[…] —Me da igual ser malo contigo —reaccioné—. No puedes andar siempre pidiendo nuestra ayuda. Es tu problema y ¡lo resuelves tú! […]
Hola cabronas y cabrones;
Como sé que sois malas personas y os gusta verme meter la gamba y comportarme como un gilipollas, os voy a dar un poco de carnaza:
Estaba yo hace unos cuantos días acostando a mi hija, a gusto, en su cama, eligiendo el cuento que íbamos a leer, cuando inesperadamente a ella se le perdió una zapatilla.
¡El horror, el horror! (Conrad, 1899).
La cosa es que ella comenzó a hacer esas mañas que tanto me gustan —nótese el sarcasmo— y a pedir mi ayuda.
—Aita, no la encuentro. Aita, ayúdame. ¡Aitaaaa!
De repente, me entró un calor que lo flipas por dentro:
—Es tu problema, no el mío, ¡resuélvelo tú! —le grité.
Pero, claro, ella como es lógico y esperable no se lo tomó demasiado bien.
—¡Eres malo conmigo! —respondió con razón.
—Me da igual ser malo contigo —reaccioné—. No puedes andar siempre pidiendo nuestra ayuda. Es tu problema y ¡lo resuelves tú!
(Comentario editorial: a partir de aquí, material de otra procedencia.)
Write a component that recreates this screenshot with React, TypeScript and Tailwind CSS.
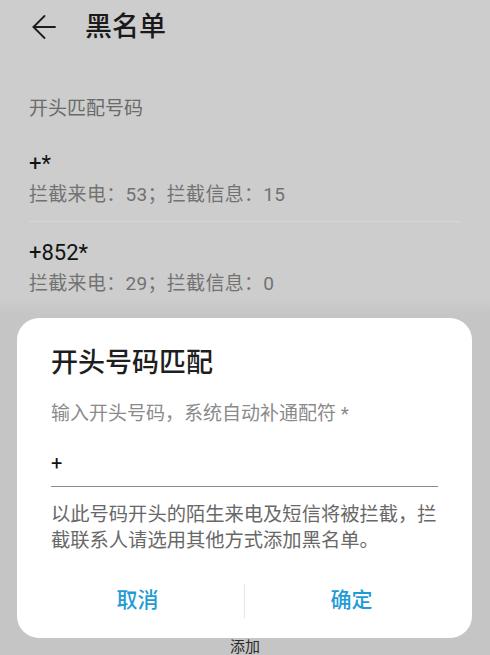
const rules = [
  { prefix: '+*', calls: 53, messages: 15 },
  { prefix: '+852*', calls: 29, messages: 0 },
];

function BackArrow() {
  return (
    <svg width="24" height="24" viewBox="0 0 24 24" fill="none" stroke="#1c1c1c" strokeWidth="1.8" strokeLinecap="round" strokeLinejoin="round">
      <path d="M23 12H1.5" />
      <path d="M12.5 1L1.5 12l11 11" />
    </svg>
  );
}

export default function App() {
  return (
    <div
      className="relative w-[490px] h-[655px] overflow-hidden bg-[#cdcdcd] flex flex-col"
      style={{ fontFamily: 'Roboto, "Noto Sans CJK SC", sans-serif' }}
    >
      {/* header */}
      <div className="flex items-center h-[54px] pl-[32px] gap-[29px] shrink-0">
        <BackArrow />
        <h1 className="text-[27px] font-medium text-[#1a1a1a] leading-[34px]">黑名单</h1>
      </div>

      {/* blocked prefixes list */}
      <div className="px-[29px] shrink-0">
        <div className="mt-[42px] text-[19px] leading-[26px] text-[#6a6a6a]">开头匹配号码</div>
        <div className="mt-[11px]">
          {rules.map((r, i) => (
            <div
              key={r.prefix}
              className={i < rules.length - 1 ? 'pt-[17px] pb-[13px] border-b border-[#d6d6d6]' : 'pt-[17px]'}
            >
              <div className="text-[22px] leading-[28px] text-[#121212]">{r.prefix}</div>
              <div className="mt-[4px] text-[19px] leading-[26px] tracking-[0.3px] text-[#727272]">
                拦截来电：{r.calls}；拦截信息：{r.messages}
              </div>
            </div>
          ))}
        </div>
      </div>

      {/* lower page area with bottom toolbar */}
      <div className="flex-1 flex flex-col">
        <div className="h-[18px] bg-gradient-to-b from-[#cdcdcd] to-[#c5c5c5]" />
        <div className="flex-1 bg-[#c5c5c5] flex flex-col justify-end items-center">
          <span className="text-[15px] leading-[16px] text-[#2a2a2a]">添加</span>
        </div>
      </div>

      {/* prefix match dialog */}
      <div className="absolute left-[17px] right-[18px] bottom-[17px] bg-white rounded-[22px] px-[14px] pt-[27px] pb-[9px]">
        <div className="px-[20px]">
          <div className="text-[27px] font-medium leading-[36px] text-[#1e1e1e]">开头号码匹配</div>
          <div className="mt-[20px] text-[19px] leading-[26px] text-[#8a8a8a]">输入开头号码，系统自动补通配符 *</div>
          <div className="mt-[22px] pb-[9px] border-b-[1.5px] border-[#8c8c8c]">
            <div className="text-[20px] leading-[28px] text-[#111]">+</div>
          </div>
          <p className="mt-[15px] text-[19.3px] leading-[26px] text-[#686868]">
            以此号码开头的陌生来电及短信将被拦截，拦截联系人请选用其他方式添加黑名单。
          </p>
        </div>
        <div className="mt-[19px] h-[56px] flex items-center">
          <button className="flex-1 h-full text-[21px] font-medium text-[#1f9bd6]">取消</button>
          <div className="w-px h-[34px] bg-[#e6e6e6]" />
          <button className="flex-1 h-full text-[21px] font-medium text-[#1f9bd6]">确定</button>
        </div>
      </div>
    </div>
  );
}
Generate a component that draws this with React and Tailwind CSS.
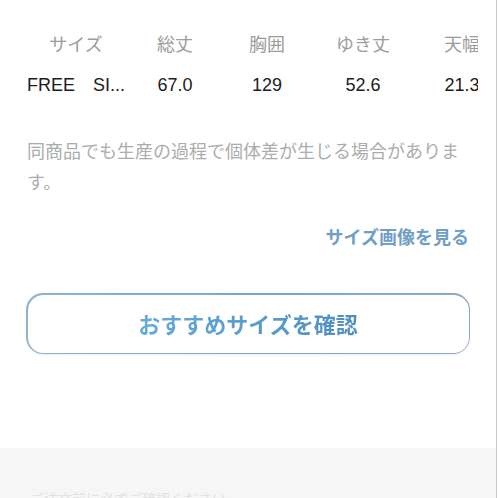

En ese momento ya empezaba a ser un poco consciente de que mi actitud era exagerada y que, seguramente, estaba asociada a lo vulnerable y bloqueada que la vimos durante el inicio de su escolarización. Era como si toda esa mierda amenazara con repetirse. Pero, comos sabéis, tomar conciencia no es necesariamente parte de la solución y, como estaba yo anclado en mi propio trauma, no podía frenar.
Vamos que la estaba cagando, sabía que la estaba cagando, y todo mi cuerpo me seguía empujando a cagarla igual.
Tras discutir un rato, mi hija hizo justo lo que tenía que hacer:
—¡Ama, ayúdame a buscar, que Aita no quiere!
Otro fogonazo interior:
—¡Mariña, no le ayudes! —grité, cabreado, como si yo fuera quien tenía la única razón— ¡¡Tiene que resolver sus propios problemas!!
Mariña, a la que había colocado en una situación de mierda, porque no quería cabrearse conmigo pero tampoco permitir que la niña sufriera innecesariamente, tomó una sabia decisión: se acercó a la cría y, sencillamente, la acompañó.
Al instante, la niña encontró la maldita zapatilla y cesó el horror.
Pero yo seguía jodido, revuelto por mis miedos y por la culpa de lo que había pasado.
«Soy gilipollas perdido.»
La cosa es que, terminado el cristo, la niña se me acercó para que le leyera el cuento.
—Anda, túmbate —le dije, todavía con la rabia en el cuerpo, pero intentando disimular.
—Aita.
—¿Qué?
—Que sepas que en el cole sí resuelvo mis propios problemas.
«¡La hostia!»
Y me dieron un vuelco las tripas y el corazón.